Supreme Court takes up another challenge to Biden's student loan plan

By 
 December 13, 2022

The Supreme Court has agreed to weigh another legal challenge to President Biden's student loan forgiveness plan, potentially imperiling the polarizing policy.

The case will be heard in February or March, along with a separate challenge to Biden's plan, Fox Business reported.

Supreme Court weighs student loan challenge

The Supreme Court will weigh whether borrowers Myra Brown and Alexander Taylor have standing and whether Biden's plan is legal, the court announced Monday. Challengers to Biden's power grab have had difficulty proving standing, which requires showing they have been specifically harmed by the policy.
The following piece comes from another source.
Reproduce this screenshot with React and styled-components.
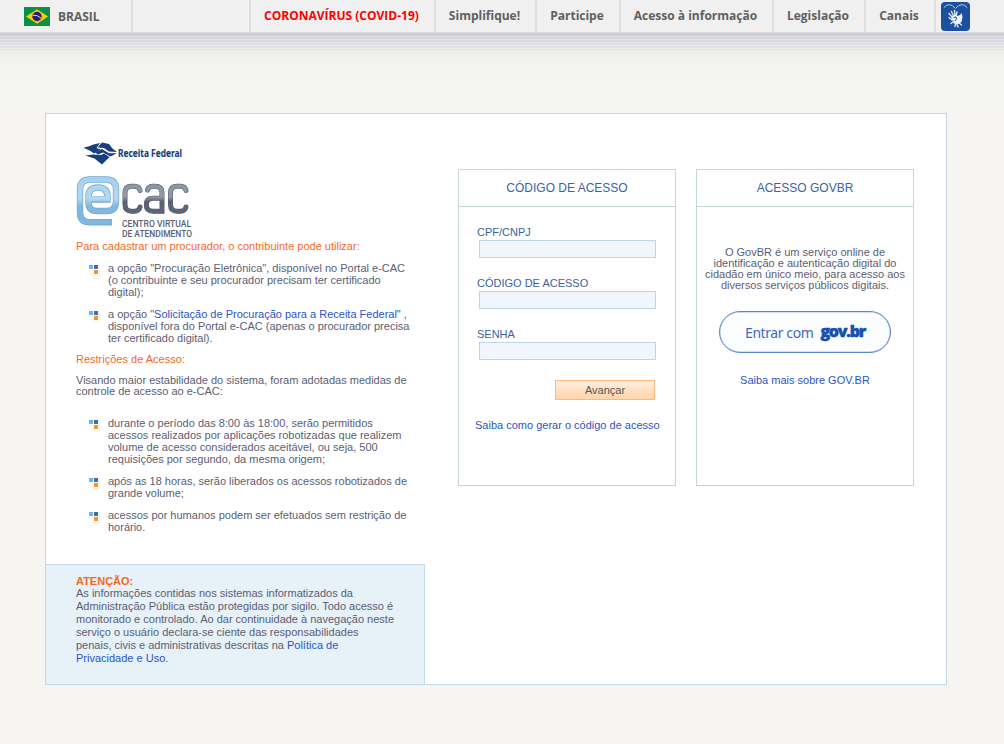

Brown is not eligible for relief because her loans are held by commercial entities, while Taylor is eligible for $10,000, which is half of what Biden wants to give Pell Grant recipients. The challengers complained that Biden's plan violated notice-and-comment rules.
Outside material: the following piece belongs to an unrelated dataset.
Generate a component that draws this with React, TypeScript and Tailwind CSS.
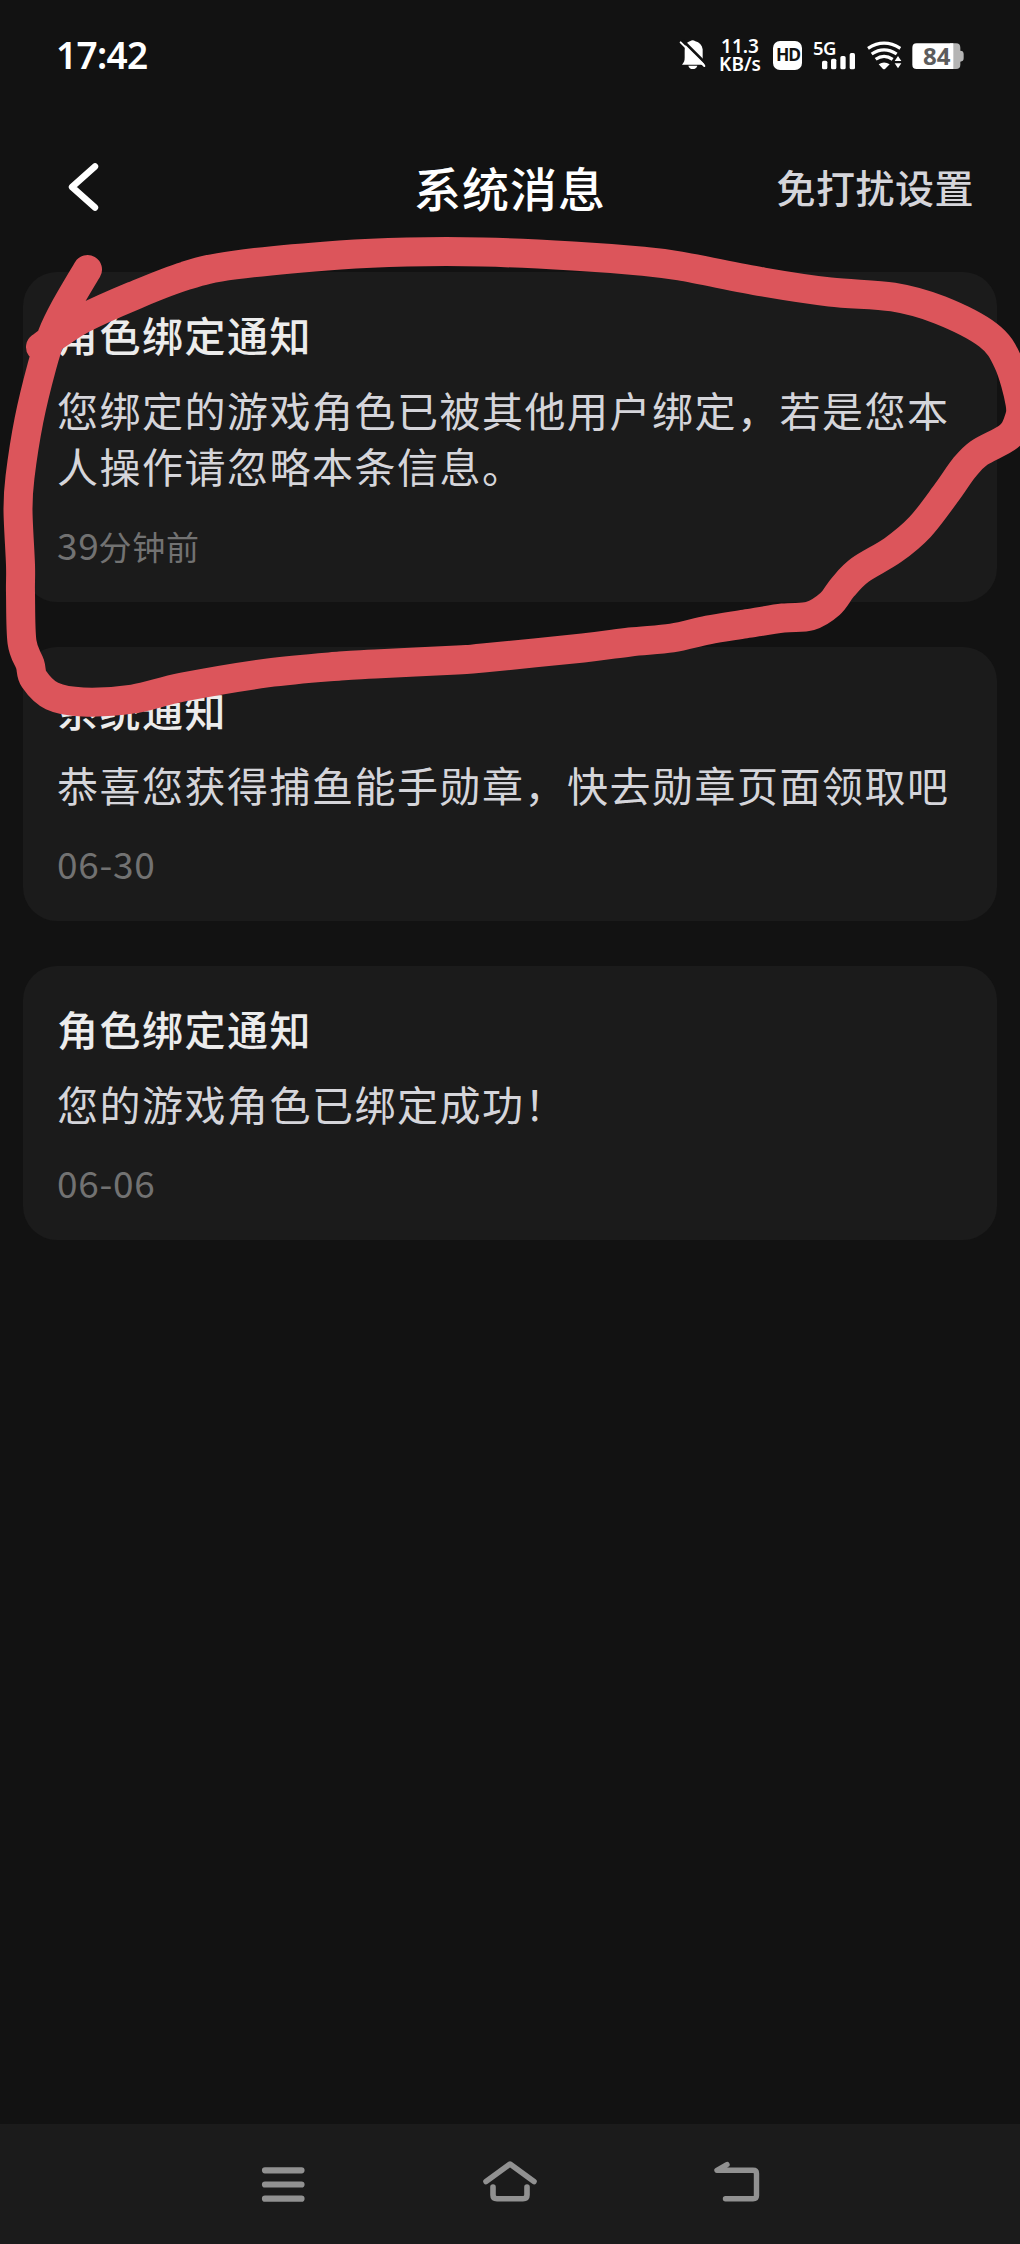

A federal judge appointed by President Trump, Mark Pittman, sided with the borrowers and blocked Biden's plan as an affront to the separation of powers.

"In this country, we are not ruled by an all-powerful executive with a pen and a phone. Instead, we are ruled by a Constitution that provides for three distinct and independent branches of government,” Pittman wrote.

Biden's scheme

Six Republican states separately challenged Biden's loan forgiveness plan, which led to a block from the Eight Circuit Court of Appeals.
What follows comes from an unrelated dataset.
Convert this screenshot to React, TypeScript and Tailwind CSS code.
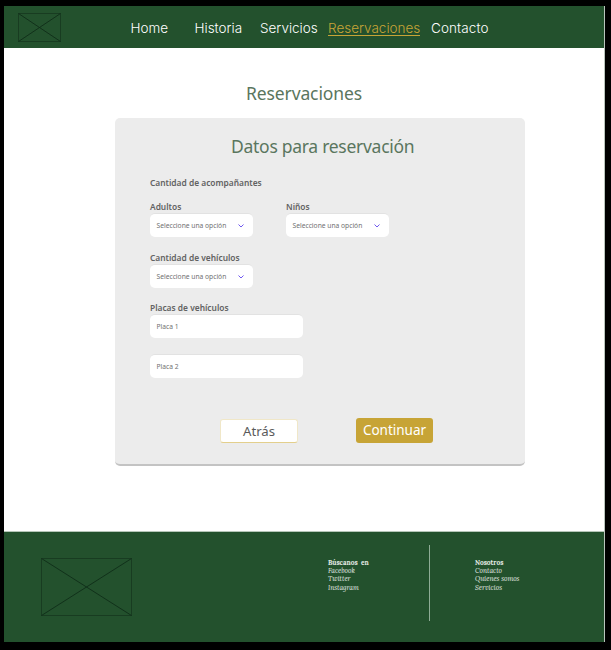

The Supreme Court agreed to hear that case this month after Biden asked the court to intervene and lift the injunction.

Biden has renewed a moratorium on student loans until June to give the court time to make a decision, a move that could cost taxpayers billions in unpaid interest.

If the Supreme Court does not block Biden's forgiveness plan, it could cost taxpayers $400 billion.

"Unfair"

Biden's move to wipe away up to $20,000 in college debt in the lead-up to the midterm elections polarized the country, with opponents blasting it as an unlawful, blatant patronage scheme that rewards degree holders who tend to vote for the Democratic party.

But Biden has asserted that it's "unfair" to expect borrowers to pay back their loans.

"It isn't fair to ask tens of millions of borrowers eligible for relief to resume their student debt payments while the courts consider the lawsuit," Biden said.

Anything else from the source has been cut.